Natalie Haynes is perpetuating a sexist stereotype in advocating that women should follow the example of the play Lysistrata and institute sex strikes to get what they want. The play is based on the assumption that sex is of overriding importance to men and of little or no interest to women. So the women are giving up something that does not matter to them but which men cannot do without.

There may be an imbalance in libido between the sexes, when they are studied as groups, but individual men and women will vary from the mean considerably. Generalisations merely reinforce the myth that women with a high sex drive are abnormal and should be frowned on.

Research by academics such as Daniel Bergner and Meredith Chivers has shown that female sexuality is far more complicated than was once assumed and is affected by cultural factors. Many women are subconsciously suppressing their natural sexuality because they think that this is what society demands. Peddling the Lysistrata myth does women, men and their relationships no favours.

Nigel Scott, London N22

Crick, Watson and who else?

It is bewildering still to read articles such as Steve Connor's "Rarefied world of the double helix" (29 July), about the unravelling of the structure of DNA, that omit the name of Rosalind Franklin. One can forgive a layman who makes the lazy attribution to "Crick and Watson" as being the central characters in this remarkable story. But Connor obviously knows his stuff – he includes Maurice Wilkins in his roll-call.
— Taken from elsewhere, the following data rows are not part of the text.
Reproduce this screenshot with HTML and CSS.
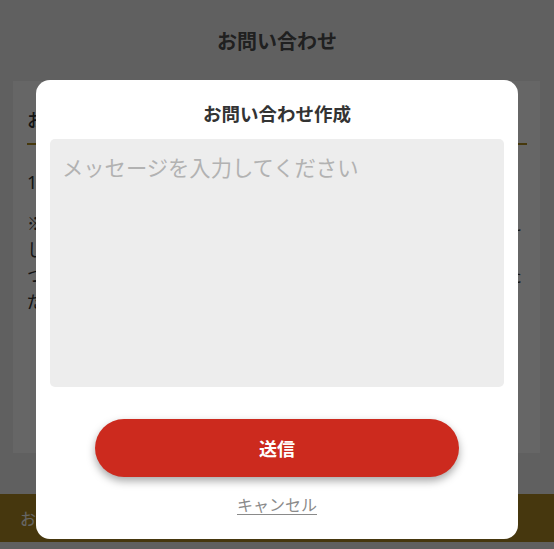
FILE: index.html
```html
<!DOCTYPE html>
<html lang="ja">
<head>
<meta charset="utf-8">
<title>お問い合わせ</title>
<link rel="stylesheet" href="styles.css">
</head>
<body>
<div class="page">
  <header class="header">お問い合わせ</header>
  <section class="card">
    <h2 class="card-title">お問い合わせ履歴</h2>
    <p class="count">1件</p>
    <p class="note">※お問い合わせいただいた内容につきましては、順次確認のうえしばらくお待ちくださいますよう、よろしくお願いいたします。つきましては、内容によっては返信までに数日ほどお時間をいただく場合がございます。あらかじめご了承ください。</p>
  </section>
  <footer class="footer">お問い合わせ作成</footer>
</div>
<div class="overlay">
  <div class="modal">
    <h3 class="modal-title">お問い合わせ作成</h3>
    <textarea class="message" placeholder="メッセージを入力してください"></textarea>
    <button class="send" type="button">送信</button>
    <a class="cancel" href="#">キャンセル</a>
  </div>
</div>
</body>
</html>
```
FILE: styles.css
```css
* { box-sizing: border-box; }
html, body {
  margin: 0;
  padding: 0;
  width: 554px;
  height: 549px;
  overflow: hidden;
  font-family: "Noto Sans CJK JP", "Noto Sans", sans-serif;
}
.page {
  background: #f0f0f0;
  height: 549px;
  display: flex;
  flex-direction: column;
}
.header {
  height: 81px;
  display: flex;
  align-items: center;
  justify-content: center;
  font-size: 20px;
  font-weight: 700;
  color: #505050;
}
.card {
  background: #fff;
  margin: 0 14px 0 13px;
  padding: 24px 13px 0 14px;
  height: 372px;
}
.card-title {
  margin: 0;
  font-family: "Noto Sans CJK JP", "Noto Sans", sans-serif;
  font-size: 18px;
  font-weight: 500;
  line-height: 28px;
  color: #333;
  padding-bottom: 10px;
  border-bottom: 2px solid #b08d1e;
}
.count {
  margin: 24px 0 0;
  font-family: "Noto Sans", "Noto Sans CJK JP", sans-serif;
  font-size: 18px;
  line-height: 26px;
  color: #333;
}
.note {
  margin: 15px 5px 0 0;
  font-family: "Noto Sans CJK JP", "Noto Sans", sans-serif;
  font-size: 17px;
  line-height: 26px;
  color: #333;
  text-align: justify;
}
.footer {
  margin-top: 41px;
  height: 48px;
  background: #ae8a25;
  color: #fff;
  font-size: 16px;
  display: flex;
  align-items: center;
  padding-left: 20px;
}
.overlay {
  position: fixed;
  inset: 0;
  background: rgba(0, 0, 0, 0.6);
  display: flex;
  justify-content: center;
  align-items: flex-start;
  padding-top: 80px;
}
.modal {
  width: 482px;
  background: #fff;
  border-radius: 14px;
  padding: 19px 14px 23px;
  display: flex;
  flex-direction: column;
  align-items: center;
}
.modal-title {
  margin: 0;
  font-size: 18.5px;
  font-weight: 700;
  line-height: 28px;
  color: #333;
}
.message {
  margin-top: 12px;
  width: 454px;
  height: 248px;
  border: none;
  border-radius: 5px;
  background: #ededed;
  resize: none;
  padding: 14px 12px;
  font-family: "Noto Sans CJK JP", "Noto Sans", sans-serif;
  font-size: 21.3px;
  line-height: 27px;
  color: #333;
  outline: none;
}
.message::placeholder {
  color: #b2b2b2;
}
.send {
  margin-top: 32px;
  width: 364px;
  height: 58px;
  border: none;
  border-radius: 29px;
  background: #cc2a1e;
  color: #fff;
  font-family: "Noto Sans CJK JP", "Noto Sans", sans-serif;
  font-size: 18px;
  font-weight: 700;
  box-shadow: 0 4px 8px rgba(0, 0, 0, 0.35);
}
.cancel {
  margin-top: 15px;
  font-size: 16px;
  line-height: 24px;
  color: #8a8a8a;
  text-decoration: underline;
  text-underline-offset: 3px;
}
```
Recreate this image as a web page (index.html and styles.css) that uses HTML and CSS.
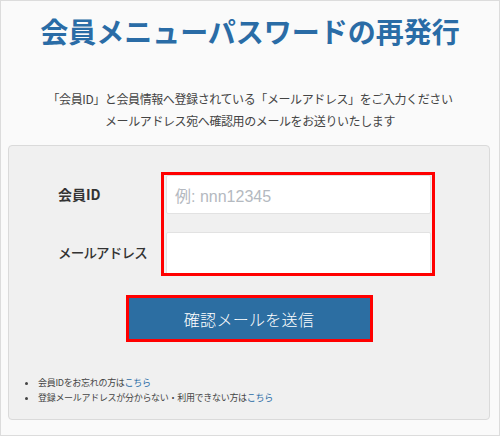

While it is true that only Crick, Watson and Wilkins received the Nobel Prize, the only reason the central role that Rosalind Franklin played in the story remained unrecognised by the committee was that she had died. Nobel prizes cannot be awarded posthumously.

Philip Stephenson, Cambridge

Cricket and natural justice

Pity any poor soul who finds himself in the dock before the pedantic James Lawton or Bob O'Dwyer (article, 1 August, letters 2 August). They seem not to understand the concept of natural justice, which sometimes reveals the law as an ass.

MS Dhoni and his team realised that if they had insisted on their right to uphold the Laws of Cricket at the Trent Bridge Test, an injustice would have been done. Rahul Dravid put the case in a nutshell when he said that the team concluded that the run-out of Bell did not "feel right".

Natural justice trumped the Laws of the game and the Indian team showed that cricket has a lot of moral reserves still in its bank.

Glynne Williams, London E17

Stay out of it

Roger Schafir (letters, 3 August) asks whether Britain ought to have let things go their own way in Libya even if it meant a massacre in the east. I'm afraid my answer is a clear yes, however callous that may seem. Disgust is not a sound basis for foreign policy.

Jim Bowman, South Harrow, Middlesex

Stray emails

I trust that it will not be forgotten that while News International may have deleted hundreds of emails, they may have been sent to, or received from, others who will now be deciding whether it would be to their advantage or disadvantage to keep them.